The general premise of the show follows Clark Gregg as Agent Phil Coulson who, after his near-death experience in The Avengers, recruits a team of S.H.I.E.L.D. agents to hunt down new threats emerging from the chaos left by the 2012 blockbuster.

As compelling as getting to explore Marvel’s Cinematic Universe in small weekly installments sounds, the show’s biggest weakness is that mostly uses this premise to enable monster-of-the-week episodes. While Agents of SHIELD can occasionally strike true on this formula, there are plenty of other shows that do it better and it weakens the espionage-drama feel that characterises the show at its best.

The casting for Agents of SHIELD is a bit over the place. For the most part it feels like the same quirky brand as the rest of Marvel’s movies but for a lot of the first season is unable to maintain any strong character developments apart from giving each member of the team their ‘moment-to-shine’.

Agents Of Shield

If the series could be said to have any standouts props would have to go to Clark Gregg and Ming-Na Wen. Although he takes a dozen or so episodes to really find the balance between his own quirky character and his role as the leader of the team, Coulson does a job being the heart of the show.
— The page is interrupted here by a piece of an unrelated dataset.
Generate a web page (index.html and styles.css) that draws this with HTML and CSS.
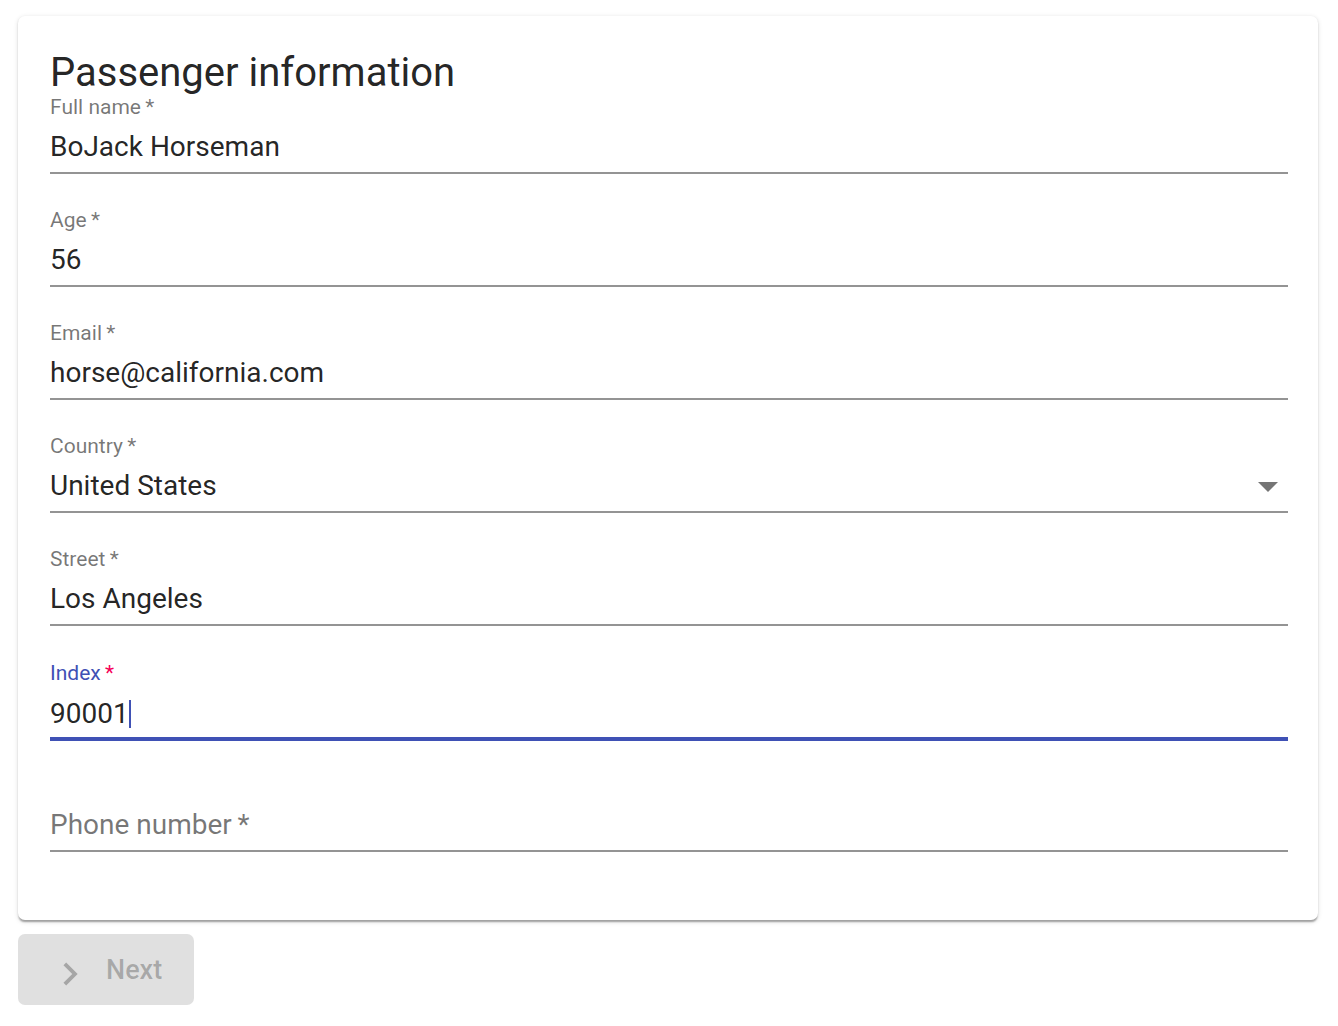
FILE: index.html
```html
<!DOCTYPE html>
<html>
<head>
<meta charset="utf-8">
<link rel="stylesheet" href="styles.css">
</head>
<body>
<div class="page">
  <div class="card">
    <h2 class="title">Passenger information</h2>
    <div class="field">
      <div class="label">Full name&thinsp;*</div>
      <div class="control"><div class="value">BoJack Horseman</div></div>
    </div>
    <div class="field">
      <div class="label">Age&thinsp;*</div>
      <div class="control"><div class="value">56</div></div>
    </div>
    <div class="field">
      <div class="label">Email&thinsp;*</div>
      <div class="control"><div class="value">horse@california.com</div></div>
    </div>
    <div class="field">
      <div class="label">Country&thinsp;*</div>
      <div class="control select"><div class="value">United States</div><span class="arrow"></span></div>
    </div>
    <div class="field">
      <div class="label">Street&thinsp;*</div>
      <div class="control"><div class="value">Los Angeles</div></div>
    </div>
    <div class="field focused">
      <div class="label">Index&thinsp;<span class="req">*</span></div>
      <div class="control"><div class="value">90001<span class="caret"></span></div></div>
    </div>
    <div class="field empty">
      <div class="label"></div>
      <div class="control"><div class="value placeholder">Phone number&thinsp;*</div></div>
    </div>
  </div>
  <button class="next" type="button">
    <svg class="chev" viewBox="0 0 24 24" width="46" height="46"><path d="M10 6L8.59 7.41 13.17 12l-4.58 4.59L10 18l6-6z" fill="currentColor"/></svg>
    <span class="next-text">Next</span>
  </button>
</div>
</body>
</html>
```

FILE: styles.css
```css
html, body {
  margin: 0;
  padding: 0;
  background: #ffffff;
}
body {
  font-family: Roboto, "Liberation Sans", Arial, sans-serif;
  color: rgba(0, 0, 0, 0.87);
}
.page {
  padding: 16px 20px 0 18px;
}
.card {
  background: #fff;
  border-radius: 7px;
  padding: 33px 30px 32px 32px;
  box-shadow: 0 3.5px 1.75px -1.75px rgba(0,0,0,0.2), 0 1.75px 1.75px 0 rgba(0,0,0,0.14), 0 1.75px 5px 0 rgba(0,0,0,0.12);
}
.title {
  margin: 0;
  font-size: 40px;
  font-weight: 400;
  line-height: 48px;
  color: rgba(0, 0, 0, 0.87);
}
.field {
  margin-bottom: 36px;
}
.label {
  font-size: 21px;
  line-height: 21px;
  height: 21px;
  color: rgba(0, 0, 0, 0.54);
}
.control {
  display: flex;
  align-items: center;
  padding: 12px 0 9px 0;
  border-bottom: 2px solid rgba(0, 0, 0, 0.42);
}
.value {
  flex: 1;
  font-size: 28px;
  line-height: 33px;
  height: 33px;
  white-space: nowrap;
  color: rgba(0, 0, 0, 0.87);
}
.placeholder {
  color: rgba(0, 0, 0, 0.54);
}
.select .arrow {
  width: 0;
  height: 0;
  border-left: 10px solid transparent;
  border-right: 10px solid transparent;
  border-top: 10px solid rgba(0, 0, 0, 0.54);
  margin-right: 10px;
  margin-top: 2px;
}
.focused .label {
  color: #3f51b5;
  padding-top: 1px;
  height: 20px;
}
.focused .req {
  color: #f50057;
}
.focused .control {
  border-bottom-color: #3f51b5;
  box-shadow: 0 2px 0 #3f51b5;
}
.focused .value {
  padding-top: 2px;
  height: 31px;
}
.caret {
  display: inline-block;
  width: 2px;
  height: 28px;
  background: #3f51b5;
  vertical-align: -5px;
  margin-left: 0;
}
.next {
  margin-top: 14px;
  width: 176px;
  height: 71px;
  border: none;
  border-radius: 7px;
  background: #e0e0e0;
  color: rgba(0, 0, 0, 0.26);
  display: flex;
  align-items: center;
  padding: 0 0 0 29px;
  font-family: Roboto, "Liberation Sans", Arial, sans-serif;
  cursor: default;
}
.chev {
  display: block;
  margin-top: 8px;
  flex: none;
}
.next-text {
  margin-left: 13px;
  margin-top: 2px;
  font-size: 27px;
  font-weight: 500;
  line-height: 27px;
}
```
On the other side of things, Wen plays one of the team’s certified badass assassin’s and while the show clearly likes the brag about this, it’s never tiring to watch her give Scarlett Johansson’s Black Widow a run for her money.

Agents of SHIELD is at its best when it feels like a part of the Marvel universe and the number of Marvel universe cameos it features – from Thor’s Lady Sif to Nick Fury himself – really bring the show to life for both fans and casual viewers. Other casting commendations on the cast have to go to Brett Dalton, who really comes into his own towards the end of the season and Bill Paxton makes a recurring guest on the show.

As I said before, the show had a pretty uneven reception in spite of Joss Whedon’s involvement and Marvel’s own box office track record. Early episodes failed to catch on with characters sounding wooden, sets feeling cheap and special effect cheaper even more so. To be blunt, the show felt like a cheap cash-in at times.

Agents Of Shield

In the face of these scathing criticisms, Agents of SHIELD underwent an incredible course-correction in the second half of its first season. From its tie-in episode for Thor 2: The Dark World onwards, the show began to find its feet and build towards its final big story arc – which tied in with the events and fallout from Captain America 2: The Winter Soldier –  and became something that was definitely worth tuning in to watch each week.

So Marvel’s: Agents of SHIELD – is it a good show?

I’m gonna go with yes. It’s far from the best thing on TV and, like all pilot seasons, the show still has a lot of kinks to work out. The way that the series finally managed to build some dramatic momentum in that second half of the season is hopefully an indicator of the level of quality to expect from the show’s next season.